I’ve noticed a troubling parallel among some members of the Church: Rejecting living prophets in favor of what they anticipate future prophets will do.
Living vs Future Prophets
It works like this: They believe that the living prophets are wrong regarding some policy or doctrine, such as same-sex marriage or women holding priesthood. They are convinced that these teachings are not of God but merely expressions of false cultural traditions. They look at past changes that the Church has made, like discontinuing the policy of withholding priesthood from black members, and they extrapolate that the future prophets and apostles will change these other positions as well. Convinced that their words and actions are in harmony with what the future prophets will undoubtedly teach, they proceed to act right now as if the future prophets have already made the change that they anticipate. As a result, at an emotional level they feel like they are following the prophet and that those who disagree with them are rejecting the prophet.
But just like fundamentalists who reject the living prophets by following dead prophets, progressives reject the living prophets by following future prophets.
Alternate Authorities
In reality the future prophet that they are following is just a projection of their own views in the present.
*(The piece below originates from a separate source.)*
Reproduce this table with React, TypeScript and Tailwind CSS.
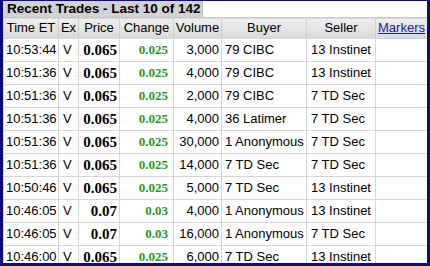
import React from 'react';

interface Trade {
  time: string;
  ex: string;
  price: string;
  change: string;
  volume: string;
  buyer: string;
  seller: string;
}

const trades: Trade[] = [
  { time: '10:53:44', ex: 'V', price: '0.065', change: '0.025', volume: '3,000', buyer: '79 CIBC', seller: '13 Instinet' },
  { time: '10:51:36', ex: 'V', price: '0.065', change: '0.025', volume: '4,000', buyer: '79 CIBC', seller: '13 Instinet' },
  { time: '10:51:36', ex: 'V', price: '0.065', change: '0.025', volume: '2,000', buyer: '79 CIBC', seller: '7 TD Sec' },
  { time: '10:51:36', ex: 'V', price: '0.065', change: '0.025', volume: '4,000', buyer: '36 Latimer', seller: '7 TD Sec' },
  { time: '10:51:36', ex: 'V', price: '0.065', change: '0.025', volume: '30,000', buyer: '1 Anonymous', seller: '7 TD Sec' },
  { time: '10:51:36', ex: 'V', price: '0.065', change: '0.025', volume: '14,000', buyer: '7 TD Sec', seller: '7 TD Sec' },
  { time: '10:50:46', ex: 'V', price: '0.065', change: '0.025', volume: '5,000', buyer: '7 TD Sec', seller: '13 Instinet' },
  { time: '10:46:05', ex: 'V', price: '0.07', change: '0.03', volume: '4,000', buyer: '1 Anonymous', seller: '13 Instinet' },
  { time: '10:46:05', ex: 'V', price: '0.07', change: '0.03', volume: '16,000', buyer: '1 Anonymous', seller: '7 TD Sec' },
  { time: '10:46:00', ex: 'V', price: '0.065', change: '0.025', volume: '6,000', buyer: '7 TD Sec', seller: '13 Instinet' },
];

const cell = 'border border-[#d6d6d6] h-[23px] p-0 leading-[20px] whitespace-nowrap';
const head = 'border-x border-[#d0d0d0] font-normal text-center px-0 h-[20px] whitespace-nowrap';

const App: React.FC = () => {
  return (
    <div className="w-[430px] h-[266px] bg-[#0c0c7c] pt-px px-[3px] pb-[3px] font-['Liberation_Sans',Arial,sans-serif] text-[13px] text-black">
      <div className="w-full h-full bg-white overflow-hidden">
        <div className="flex h-[16px]">
          <div className="w-[200px] bg-[#d2d2d2] border-r border-[#b8b8b8] font-bold text-[13.5px] leading-[16px] pl-[4px] whitespace-nowrap overflow-hidden">
            Recent Trades - Last 10 of 142
          </div>
          <div className="flex-1 bg-white" />
        </div>
        <table className="table-fixed border-collapse w-[424px]">
          <colgroup>
            <col className="w-[55px]" />
            <col className="w-[20px]" />
            <col className="w-[41px]" />
            <col className="w-[54px]" />
            <col className="w-[48px]" />
            <col className="w-[85px]" />
            <col className="w-[69px]" />
            <col className="w-[52px]" />
          </colgroup>
          <thead>
            <tr className="bg-gradient-to-b from-[#efefef] to-[#d9d9d9] border-t border-[#c8c8c8]">
              <th className={head}>Time ET</th>
              <th className={head}>Ex</th>
              <th className={head}>Price</th>
              <th className={head}>Change</th>
              <th className={head}>Volume</th>
              <th className={head}>Buyer</th>
              <th className={head}>Seller</th>
              <th className={head}>
                <a href="#" className="text-[#1a1aa6] underline">Markers</a>
              </th>
            </tr>
          </thead>
          <tbody>
            {trades.map((t, i) => (
              <tr key={i}>
                <td className={`${cell} pl-[2px]`}>{t.time}</td>
                <td className={`${cell} pl-[4px]`}>{t.ex}</td>
                <td className={`${cell} text-right pr-[2px] font-['Liberation_Serif','Times_New_Roman',serif] font-bold text-[15px]`}>
                  {t.price}
                </td>
                <td className={`${cell} text-right pr-[5px] font-['Liberation_Serif','Times_New_Roman',serif] font-bold text-[13px] text-[#1f9a1f]`}>
                  {t.change}
                </td>
                <td className={`${cell} text-right pr-[2px]`}>{t.volume}</td>
                <td className={`${cell} pl-[3px]`}>{t.buyer}</td>
                <td className={`${cell} pl-[4px]`}>{t.seller}</td>
                <td className={cell}></td>
              </tr>
            ))}
          </tbody>
        </table>
      </div>
    </div>
  );
};

export default App;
In other words they are setting themselves up as an alternative authority to the current prophet by attributing their contrary positions to a future prophet who does not [and may not] yet exist. Whether by reason or supposed personal revelation, they are claiming to know which direction the Church should take better than the current prophets do.
This is true even if the change they anticipate in the future ends up being correct.
Most readers probably remember Hiram Page, who in the early days of the Church began to receive revelations through a seer stone concerning the organization and location of Zion. In the revelation that Joseph Smith received about the matter, the Prophet was instructed to have Oliver Cowdery tell Brother Page that the revelations were not of God, that Satan had deceived him, with the explanation that “these things have not been appointed unto him…”.
Who is Appointed?
We often assume that because the revelations were not of God that the information contained in the revelations about the organization and location of Zion must have been clearly false. But that is not what the revelation given to Joseph says. It says that those things had not been “appointed” to Hiram Page and that no one at the time was appointed to receive commandments and revelations for the Church except for Joseph Smith, the Prophet.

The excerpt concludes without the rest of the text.